═════ MATERIAL PROVIDED

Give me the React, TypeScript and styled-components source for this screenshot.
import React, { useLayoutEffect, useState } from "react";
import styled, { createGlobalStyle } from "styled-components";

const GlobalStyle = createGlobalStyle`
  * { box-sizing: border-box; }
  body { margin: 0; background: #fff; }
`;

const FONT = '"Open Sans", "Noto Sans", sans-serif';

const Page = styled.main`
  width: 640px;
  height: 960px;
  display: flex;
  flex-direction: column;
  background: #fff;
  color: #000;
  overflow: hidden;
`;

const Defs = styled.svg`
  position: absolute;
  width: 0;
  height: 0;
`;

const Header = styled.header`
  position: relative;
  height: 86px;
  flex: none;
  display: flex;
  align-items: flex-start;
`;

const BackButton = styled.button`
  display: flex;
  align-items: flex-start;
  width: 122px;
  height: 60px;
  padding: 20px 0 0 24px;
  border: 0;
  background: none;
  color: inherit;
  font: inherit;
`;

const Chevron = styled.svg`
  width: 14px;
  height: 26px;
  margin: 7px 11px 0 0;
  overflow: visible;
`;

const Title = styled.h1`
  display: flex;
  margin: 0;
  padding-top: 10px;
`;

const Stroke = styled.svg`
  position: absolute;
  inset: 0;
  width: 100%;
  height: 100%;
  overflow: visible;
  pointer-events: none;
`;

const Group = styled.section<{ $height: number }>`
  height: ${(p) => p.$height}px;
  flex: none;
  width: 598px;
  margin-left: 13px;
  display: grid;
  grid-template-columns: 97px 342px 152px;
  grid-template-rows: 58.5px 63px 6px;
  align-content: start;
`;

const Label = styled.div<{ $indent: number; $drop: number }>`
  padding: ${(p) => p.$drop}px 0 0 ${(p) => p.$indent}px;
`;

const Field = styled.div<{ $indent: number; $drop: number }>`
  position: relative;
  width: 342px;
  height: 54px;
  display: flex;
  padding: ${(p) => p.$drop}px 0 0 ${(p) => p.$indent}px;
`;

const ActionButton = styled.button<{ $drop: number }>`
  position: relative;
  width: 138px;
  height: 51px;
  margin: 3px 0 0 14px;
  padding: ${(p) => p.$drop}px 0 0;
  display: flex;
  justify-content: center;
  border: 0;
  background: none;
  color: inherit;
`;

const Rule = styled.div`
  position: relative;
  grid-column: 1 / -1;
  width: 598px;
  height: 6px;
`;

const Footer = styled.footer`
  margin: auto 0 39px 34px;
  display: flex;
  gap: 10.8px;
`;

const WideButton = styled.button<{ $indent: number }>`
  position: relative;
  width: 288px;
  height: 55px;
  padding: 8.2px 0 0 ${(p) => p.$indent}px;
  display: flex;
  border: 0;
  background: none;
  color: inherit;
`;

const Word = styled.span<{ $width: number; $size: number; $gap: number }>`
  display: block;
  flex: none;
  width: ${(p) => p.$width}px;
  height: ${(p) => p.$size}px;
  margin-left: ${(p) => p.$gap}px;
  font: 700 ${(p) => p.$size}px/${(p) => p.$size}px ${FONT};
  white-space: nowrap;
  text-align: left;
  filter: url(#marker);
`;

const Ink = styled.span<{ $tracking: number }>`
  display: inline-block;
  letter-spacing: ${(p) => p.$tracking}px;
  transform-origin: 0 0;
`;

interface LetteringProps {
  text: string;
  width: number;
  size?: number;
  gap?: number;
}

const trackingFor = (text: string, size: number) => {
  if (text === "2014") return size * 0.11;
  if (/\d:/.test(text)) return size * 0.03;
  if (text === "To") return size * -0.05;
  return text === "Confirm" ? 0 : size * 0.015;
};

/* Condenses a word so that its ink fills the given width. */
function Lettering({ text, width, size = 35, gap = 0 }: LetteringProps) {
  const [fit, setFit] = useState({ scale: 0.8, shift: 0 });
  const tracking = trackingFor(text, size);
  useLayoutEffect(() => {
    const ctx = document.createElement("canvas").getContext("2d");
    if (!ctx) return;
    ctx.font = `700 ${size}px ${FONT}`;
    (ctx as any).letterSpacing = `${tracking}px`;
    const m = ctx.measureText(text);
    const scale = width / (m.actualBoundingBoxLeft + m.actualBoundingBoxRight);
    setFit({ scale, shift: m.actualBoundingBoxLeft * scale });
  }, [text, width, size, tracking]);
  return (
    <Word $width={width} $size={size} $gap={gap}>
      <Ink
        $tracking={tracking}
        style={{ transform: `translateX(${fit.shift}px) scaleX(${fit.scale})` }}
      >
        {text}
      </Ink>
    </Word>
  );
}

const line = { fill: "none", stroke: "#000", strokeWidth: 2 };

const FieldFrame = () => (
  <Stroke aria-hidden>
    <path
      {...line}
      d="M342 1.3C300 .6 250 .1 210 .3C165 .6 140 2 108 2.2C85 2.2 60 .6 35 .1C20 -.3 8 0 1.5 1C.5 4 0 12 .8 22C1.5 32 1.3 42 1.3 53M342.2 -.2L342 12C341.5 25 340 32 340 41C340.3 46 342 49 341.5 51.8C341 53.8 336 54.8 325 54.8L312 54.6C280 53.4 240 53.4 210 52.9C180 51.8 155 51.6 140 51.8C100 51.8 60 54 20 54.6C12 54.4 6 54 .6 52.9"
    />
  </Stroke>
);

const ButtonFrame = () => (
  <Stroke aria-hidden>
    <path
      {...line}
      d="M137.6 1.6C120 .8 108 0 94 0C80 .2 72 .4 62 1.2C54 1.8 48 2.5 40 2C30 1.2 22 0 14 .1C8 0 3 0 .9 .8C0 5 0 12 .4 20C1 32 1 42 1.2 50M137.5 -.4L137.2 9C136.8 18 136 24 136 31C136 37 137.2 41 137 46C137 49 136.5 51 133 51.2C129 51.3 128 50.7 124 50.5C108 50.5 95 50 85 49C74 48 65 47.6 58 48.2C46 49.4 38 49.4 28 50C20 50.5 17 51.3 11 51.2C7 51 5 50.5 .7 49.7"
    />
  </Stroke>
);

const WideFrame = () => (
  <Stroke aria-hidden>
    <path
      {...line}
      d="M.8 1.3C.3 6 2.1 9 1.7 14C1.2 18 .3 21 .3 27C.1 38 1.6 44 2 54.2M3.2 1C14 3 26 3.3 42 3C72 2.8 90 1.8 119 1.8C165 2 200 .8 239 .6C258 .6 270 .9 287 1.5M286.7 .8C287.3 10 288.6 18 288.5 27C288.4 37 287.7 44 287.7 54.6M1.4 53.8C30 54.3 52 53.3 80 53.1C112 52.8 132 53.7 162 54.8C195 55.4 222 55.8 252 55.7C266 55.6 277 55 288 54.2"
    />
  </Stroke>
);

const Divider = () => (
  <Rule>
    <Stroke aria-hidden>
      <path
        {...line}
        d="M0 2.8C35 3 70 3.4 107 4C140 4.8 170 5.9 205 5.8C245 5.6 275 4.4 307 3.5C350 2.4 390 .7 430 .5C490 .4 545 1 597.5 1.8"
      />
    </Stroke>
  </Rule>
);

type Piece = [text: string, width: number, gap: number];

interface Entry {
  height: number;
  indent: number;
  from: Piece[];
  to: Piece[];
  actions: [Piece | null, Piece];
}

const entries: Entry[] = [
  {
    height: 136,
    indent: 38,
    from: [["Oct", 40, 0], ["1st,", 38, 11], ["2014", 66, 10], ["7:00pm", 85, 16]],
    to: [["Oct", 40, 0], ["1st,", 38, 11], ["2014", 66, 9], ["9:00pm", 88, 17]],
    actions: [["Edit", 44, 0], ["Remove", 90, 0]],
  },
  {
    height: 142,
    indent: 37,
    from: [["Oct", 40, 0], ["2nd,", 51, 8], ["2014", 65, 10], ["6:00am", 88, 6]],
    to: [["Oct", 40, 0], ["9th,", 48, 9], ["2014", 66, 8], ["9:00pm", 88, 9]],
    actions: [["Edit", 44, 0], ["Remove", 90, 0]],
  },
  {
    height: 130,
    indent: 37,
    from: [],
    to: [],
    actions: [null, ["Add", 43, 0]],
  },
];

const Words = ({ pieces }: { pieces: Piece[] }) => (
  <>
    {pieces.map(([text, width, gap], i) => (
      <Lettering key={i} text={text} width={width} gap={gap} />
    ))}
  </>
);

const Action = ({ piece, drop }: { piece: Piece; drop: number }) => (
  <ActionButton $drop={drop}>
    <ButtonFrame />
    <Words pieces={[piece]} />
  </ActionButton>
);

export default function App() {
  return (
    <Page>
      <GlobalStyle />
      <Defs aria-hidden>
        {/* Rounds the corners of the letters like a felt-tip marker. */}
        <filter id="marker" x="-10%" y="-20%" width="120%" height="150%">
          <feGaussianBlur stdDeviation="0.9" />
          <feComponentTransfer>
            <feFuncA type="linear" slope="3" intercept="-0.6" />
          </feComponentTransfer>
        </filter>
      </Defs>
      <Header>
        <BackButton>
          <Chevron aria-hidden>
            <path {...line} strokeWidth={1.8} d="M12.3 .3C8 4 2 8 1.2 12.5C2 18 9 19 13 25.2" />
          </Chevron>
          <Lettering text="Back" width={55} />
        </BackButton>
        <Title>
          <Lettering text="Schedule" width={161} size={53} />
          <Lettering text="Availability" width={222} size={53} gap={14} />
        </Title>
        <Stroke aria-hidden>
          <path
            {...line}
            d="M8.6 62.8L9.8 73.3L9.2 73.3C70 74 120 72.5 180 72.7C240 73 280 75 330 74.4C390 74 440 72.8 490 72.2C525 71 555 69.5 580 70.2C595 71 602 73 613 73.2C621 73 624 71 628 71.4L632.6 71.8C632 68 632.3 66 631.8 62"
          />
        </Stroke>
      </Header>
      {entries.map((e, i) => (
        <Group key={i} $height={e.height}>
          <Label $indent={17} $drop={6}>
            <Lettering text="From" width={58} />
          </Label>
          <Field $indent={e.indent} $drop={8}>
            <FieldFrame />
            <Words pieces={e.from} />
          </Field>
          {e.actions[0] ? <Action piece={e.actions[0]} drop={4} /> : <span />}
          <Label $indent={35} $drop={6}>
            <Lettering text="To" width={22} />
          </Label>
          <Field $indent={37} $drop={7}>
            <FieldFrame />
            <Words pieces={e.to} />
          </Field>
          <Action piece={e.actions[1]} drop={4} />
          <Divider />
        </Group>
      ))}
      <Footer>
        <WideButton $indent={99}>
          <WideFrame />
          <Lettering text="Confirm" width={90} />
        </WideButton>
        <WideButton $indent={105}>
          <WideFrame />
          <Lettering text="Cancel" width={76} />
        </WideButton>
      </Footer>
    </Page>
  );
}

══════════

YOUR INSTRUCTIONS
Looking at the material above, count the lines that hold "components" and give the total alone.

FINISHED TASK
2